Avec Hossein Gorji, chercheur à l'Empa, et Noé Stauffer, doctorant à l'Empa et à l'EPFL, Lunati s'est posé la question suivante : comment rendre de telles prédictions plus précises ? Sa réponse présente des parallèles avec le paradoxe de l'amitié. "Les personnes qui ont beaucoup de contacts sociaux se contaminent particulièrement vite et en contaminent à leur tour beaucoup d'autres", explique Lunati. Les chercheurs qualifient ces personnes de "hubs" ou de "superspreaders". Au début d'une vague d'infection, ce sont surtout eux qui favorisent l'augmentation du nombre de cas. Le nombre de ces superspreaders dans la société est toutefois relativement faible. Une fois qu'ils sont tous infectés - ce qui arrive relativement vite en raison de leurs nombreux contacts -, la propagation de la maladie ralentit. Les modèles traditionnels, basés sur le nombre de reproduction R, ne tiennent pas compte de ce ralentissement.
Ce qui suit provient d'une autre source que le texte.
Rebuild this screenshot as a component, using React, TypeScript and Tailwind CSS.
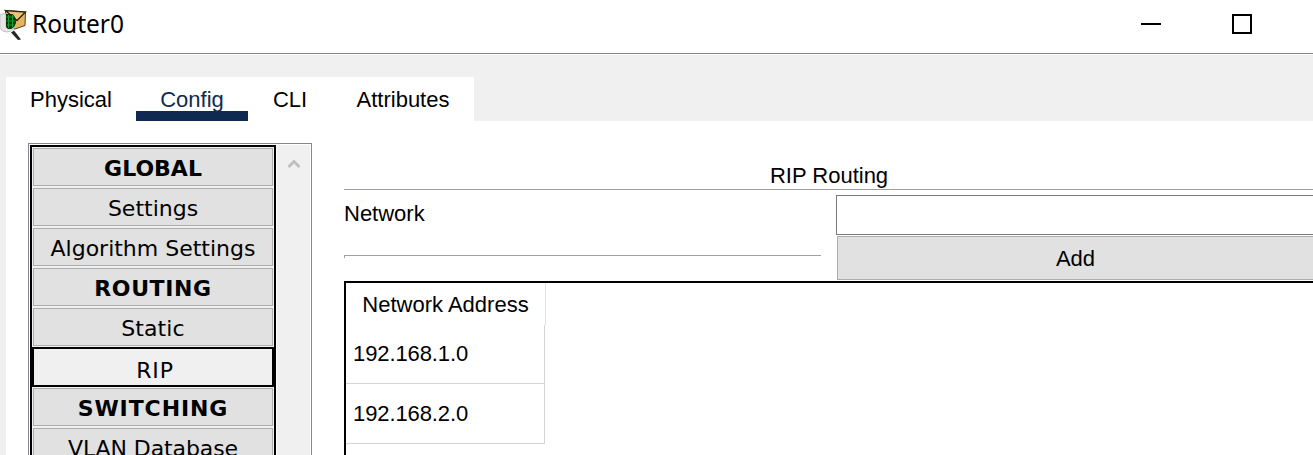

Dans une étude récemment publiée dans le "Journal of the Royal Society Interface", Gorji, Stauffer et Lunati proposent donc d'utiliser une "matrice de reproduction" plutôt que le chiffre de la reproduction. Cette matrice indique à quelle vitesse les différents groupes de population sont infectés et tient ainsi compte de l'hétérogénéité de la société. "Nous voulions aller au-delà de l'interprétation simplifiée de l'indice de reproduction R et mieux saisir la complexité des vagues épidémiques réelles", explique Hossein Gorji, "la matrice de reproduction nous permet de prédire plus précisément la propagation de la maladie en tenant compte à la fois de la non-linéarité et de l'hétérogénéité, qui sont souvent négligées dans les modèles traditionnels". Le projet de recherche a été soutenu par le Fonds national suisse (FNS).
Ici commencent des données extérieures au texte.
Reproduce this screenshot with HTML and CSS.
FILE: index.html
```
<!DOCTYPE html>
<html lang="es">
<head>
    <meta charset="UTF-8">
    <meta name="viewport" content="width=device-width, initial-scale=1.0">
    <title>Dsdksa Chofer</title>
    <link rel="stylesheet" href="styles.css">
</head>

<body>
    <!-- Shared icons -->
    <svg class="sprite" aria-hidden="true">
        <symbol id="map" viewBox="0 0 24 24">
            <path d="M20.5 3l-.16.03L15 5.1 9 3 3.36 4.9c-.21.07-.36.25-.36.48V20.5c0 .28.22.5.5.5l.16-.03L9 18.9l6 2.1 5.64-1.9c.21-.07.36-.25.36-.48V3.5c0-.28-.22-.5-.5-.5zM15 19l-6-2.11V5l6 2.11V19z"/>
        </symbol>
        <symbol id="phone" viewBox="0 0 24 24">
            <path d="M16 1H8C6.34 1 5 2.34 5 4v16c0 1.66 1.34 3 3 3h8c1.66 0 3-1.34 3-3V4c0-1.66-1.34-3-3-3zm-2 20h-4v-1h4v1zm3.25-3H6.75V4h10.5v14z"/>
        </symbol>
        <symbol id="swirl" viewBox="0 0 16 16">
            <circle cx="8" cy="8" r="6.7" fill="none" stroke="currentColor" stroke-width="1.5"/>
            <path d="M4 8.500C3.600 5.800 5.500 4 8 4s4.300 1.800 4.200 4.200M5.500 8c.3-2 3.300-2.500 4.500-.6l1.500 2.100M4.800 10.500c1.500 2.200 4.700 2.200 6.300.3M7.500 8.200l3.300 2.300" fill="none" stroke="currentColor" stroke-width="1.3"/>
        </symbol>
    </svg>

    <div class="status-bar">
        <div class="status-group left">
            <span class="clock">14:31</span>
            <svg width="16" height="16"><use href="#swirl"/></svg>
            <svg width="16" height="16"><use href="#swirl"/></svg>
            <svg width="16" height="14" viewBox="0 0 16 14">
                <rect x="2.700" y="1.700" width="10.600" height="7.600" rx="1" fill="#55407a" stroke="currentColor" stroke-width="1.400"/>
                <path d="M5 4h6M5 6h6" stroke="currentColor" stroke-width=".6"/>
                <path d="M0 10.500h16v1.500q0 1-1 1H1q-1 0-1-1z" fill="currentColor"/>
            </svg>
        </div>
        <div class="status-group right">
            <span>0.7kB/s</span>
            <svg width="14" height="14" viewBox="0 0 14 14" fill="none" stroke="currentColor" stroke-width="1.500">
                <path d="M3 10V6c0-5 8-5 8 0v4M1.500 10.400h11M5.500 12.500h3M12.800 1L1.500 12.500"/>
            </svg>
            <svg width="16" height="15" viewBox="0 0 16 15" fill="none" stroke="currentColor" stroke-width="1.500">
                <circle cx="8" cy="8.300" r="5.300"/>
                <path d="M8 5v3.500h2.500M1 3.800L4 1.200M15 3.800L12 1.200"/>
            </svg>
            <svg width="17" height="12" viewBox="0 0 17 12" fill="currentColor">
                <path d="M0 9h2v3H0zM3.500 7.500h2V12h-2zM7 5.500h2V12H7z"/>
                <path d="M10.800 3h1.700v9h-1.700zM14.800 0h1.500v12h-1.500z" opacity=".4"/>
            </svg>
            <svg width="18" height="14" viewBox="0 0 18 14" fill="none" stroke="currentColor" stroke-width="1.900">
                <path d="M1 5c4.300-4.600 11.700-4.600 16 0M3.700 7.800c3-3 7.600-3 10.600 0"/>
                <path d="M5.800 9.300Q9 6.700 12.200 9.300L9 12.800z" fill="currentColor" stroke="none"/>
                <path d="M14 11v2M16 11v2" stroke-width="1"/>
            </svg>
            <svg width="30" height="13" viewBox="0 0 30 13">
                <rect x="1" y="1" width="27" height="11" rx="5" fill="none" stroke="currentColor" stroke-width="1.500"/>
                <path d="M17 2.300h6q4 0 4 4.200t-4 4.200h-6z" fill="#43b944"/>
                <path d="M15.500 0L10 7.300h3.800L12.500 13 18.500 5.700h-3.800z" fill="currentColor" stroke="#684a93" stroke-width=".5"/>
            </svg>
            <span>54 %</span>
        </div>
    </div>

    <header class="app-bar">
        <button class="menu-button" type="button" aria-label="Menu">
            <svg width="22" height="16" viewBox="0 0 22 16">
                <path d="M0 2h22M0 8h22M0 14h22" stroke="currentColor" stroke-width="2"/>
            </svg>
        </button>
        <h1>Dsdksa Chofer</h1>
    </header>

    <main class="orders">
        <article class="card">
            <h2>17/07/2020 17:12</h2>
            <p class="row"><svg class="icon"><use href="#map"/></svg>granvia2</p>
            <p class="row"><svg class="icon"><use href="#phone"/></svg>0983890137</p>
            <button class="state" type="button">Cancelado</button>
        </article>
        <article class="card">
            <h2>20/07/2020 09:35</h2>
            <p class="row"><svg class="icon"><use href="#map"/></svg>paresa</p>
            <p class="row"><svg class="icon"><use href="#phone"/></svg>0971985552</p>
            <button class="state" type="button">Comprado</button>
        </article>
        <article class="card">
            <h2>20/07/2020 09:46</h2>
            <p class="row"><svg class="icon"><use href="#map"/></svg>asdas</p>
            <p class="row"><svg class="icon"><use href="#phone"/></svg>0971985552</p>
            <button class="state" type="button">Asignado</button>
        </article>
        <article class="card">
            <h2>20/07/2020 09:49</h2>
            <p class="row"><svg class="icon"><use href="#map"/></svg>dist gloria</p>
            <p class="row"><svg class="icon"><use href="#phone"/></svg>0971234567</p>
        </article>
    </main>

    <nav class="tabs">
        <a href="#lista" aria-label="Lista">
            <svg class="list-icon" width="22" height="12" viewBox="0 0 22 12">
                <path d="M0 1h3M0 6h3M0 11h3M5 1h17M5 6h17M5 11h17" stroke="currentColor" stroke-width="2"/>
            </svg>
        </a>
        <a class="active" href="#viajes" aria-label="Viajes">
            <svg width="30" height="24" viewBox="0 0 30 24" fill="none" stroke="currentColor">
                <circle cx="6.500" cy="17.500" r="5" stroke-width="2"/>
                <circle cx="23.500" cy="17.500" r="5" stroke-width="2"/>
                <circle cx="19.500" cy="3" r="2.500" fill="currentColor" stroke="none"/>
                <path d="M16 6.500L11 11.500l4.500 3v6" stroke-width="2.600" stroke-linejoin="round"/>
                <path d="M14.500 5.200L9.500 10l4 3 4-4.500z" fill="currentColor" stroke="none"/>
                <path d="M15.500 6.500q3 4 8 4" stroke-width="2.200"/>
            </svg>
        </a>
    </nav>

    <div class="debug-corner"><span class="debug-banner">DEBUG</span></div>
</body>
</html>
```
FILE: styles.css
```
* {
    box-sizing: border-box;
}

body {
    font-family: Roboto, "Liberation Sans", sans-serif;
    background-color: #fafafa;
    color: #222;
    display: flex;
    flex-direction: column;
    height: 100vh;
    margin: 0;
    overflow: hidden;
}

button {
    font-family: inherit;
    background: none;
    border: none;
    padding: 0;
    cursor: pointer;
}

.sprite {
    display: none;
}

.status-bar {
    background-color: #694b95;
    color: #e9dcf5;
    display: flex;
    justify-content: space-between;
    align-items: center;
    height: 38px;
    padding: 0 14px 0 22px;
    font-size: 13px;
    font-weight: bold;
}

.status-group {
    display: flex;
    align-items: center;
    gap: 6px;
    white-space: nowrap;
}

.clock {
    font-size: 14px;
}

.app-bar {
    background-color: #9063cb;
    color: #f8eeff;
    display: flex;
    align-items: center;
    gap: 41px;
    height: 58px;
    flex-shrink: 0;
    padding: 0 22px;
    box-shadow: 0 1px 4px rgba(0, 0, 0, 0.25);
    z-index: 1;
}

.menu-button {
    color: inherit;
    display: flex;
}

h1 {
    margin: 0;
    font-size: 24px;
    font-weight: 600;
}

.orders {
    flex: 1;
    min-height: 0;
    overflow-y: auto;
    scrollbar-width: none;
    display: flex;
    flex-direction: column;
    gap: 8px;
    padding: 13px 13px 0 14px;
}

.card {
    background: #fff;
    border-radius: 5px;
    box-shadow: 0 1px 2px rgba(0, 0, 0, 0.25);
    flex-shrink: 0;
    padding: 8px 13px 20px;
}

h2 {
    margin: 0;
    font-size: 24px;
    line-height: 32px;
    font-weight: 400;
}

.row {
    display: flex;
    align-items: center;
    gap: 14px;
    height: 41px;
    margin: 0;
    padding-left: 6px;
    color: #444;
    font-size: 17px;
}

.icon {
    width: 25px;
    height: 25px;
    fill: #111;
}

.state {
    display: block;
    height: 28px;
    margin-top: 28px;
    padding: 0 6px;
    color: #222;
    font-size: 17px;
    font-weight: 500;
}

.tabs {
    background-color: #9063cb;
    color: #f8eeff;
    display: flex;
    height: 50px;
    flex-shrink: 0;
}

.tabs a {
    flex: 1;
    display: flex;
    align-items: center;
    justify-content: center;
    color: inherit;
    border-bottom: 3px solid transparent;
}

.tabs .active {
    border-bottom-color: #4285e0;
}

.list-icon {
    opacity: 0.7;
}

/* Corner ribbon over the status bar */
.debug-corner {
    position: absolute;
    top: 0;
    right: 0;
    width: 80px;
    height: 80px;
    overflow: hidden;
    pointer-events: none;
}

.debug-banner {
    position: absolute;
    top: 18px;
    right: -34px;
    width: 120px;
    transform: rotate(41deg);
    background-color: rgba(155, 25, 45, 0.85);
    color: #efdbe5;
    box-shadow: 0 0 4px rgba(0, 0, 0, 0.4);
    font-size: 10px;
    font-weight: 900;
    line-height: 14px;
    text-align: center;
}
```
Aussi pour d'autres réseaux

Pour définir cette matrice de reproduction, les chercheurs se sont basés sur des données provenant d'autres études. Pour leur modèle, ils ont divisé la société en groupes selon l'âge. En moyenne, ce sont les personnes âgées de 10 à 25 ans qui ont le plus de contacts. "Cette répartition par âge est bien sûr une généralisation, les contacts sociaux réels sont plus complexes", explique Lunati. "En outre, notre modèle suppose que les contaminations comme les super-écarteurs sont répartis de manière uniforme dans tout le pays. Pour les petits pays avec des régions bien connectées et des structures sociales relativement uniformes, cette hypothèse ne pose guère de problème. Mais pour les grands pays, nous devrions aussi tenir compte de la répartition géographique de la population et des contacts entre les régions".

Les chercheurs ont testé leur nouveau modèle avec les données Covid de la Suisse et de l'Écosse, deux pays relativement petits. Ils ont pu montrer que la matrice permettait des prédictions beaucoup plus précises des pics d'infection. "Bien sûr, notre modèle est lui aussi très simplifié", explique Lunati. Mais la force du modèle matriciel réside justement dans sa simplicité : "Il est très facile à appliquer, mais en même temps beaucoup plus réaliste que la seule valeur R".

L'utilité du nouveau modèle ne se limite pas aux épidémies : Il peut être utilisé dans différents systèmes - à chaque fois que des objets se propagent via un réseau. Les chercheurs souhaitent ainsi l'utiliser à l'avenir pour simuler la propagation de points de vue, d'opinions et de comportements dans une société - par exemple lorsqu'il s'agit de l'adoption de nouvelles technologies ou d'un mode de vie durable.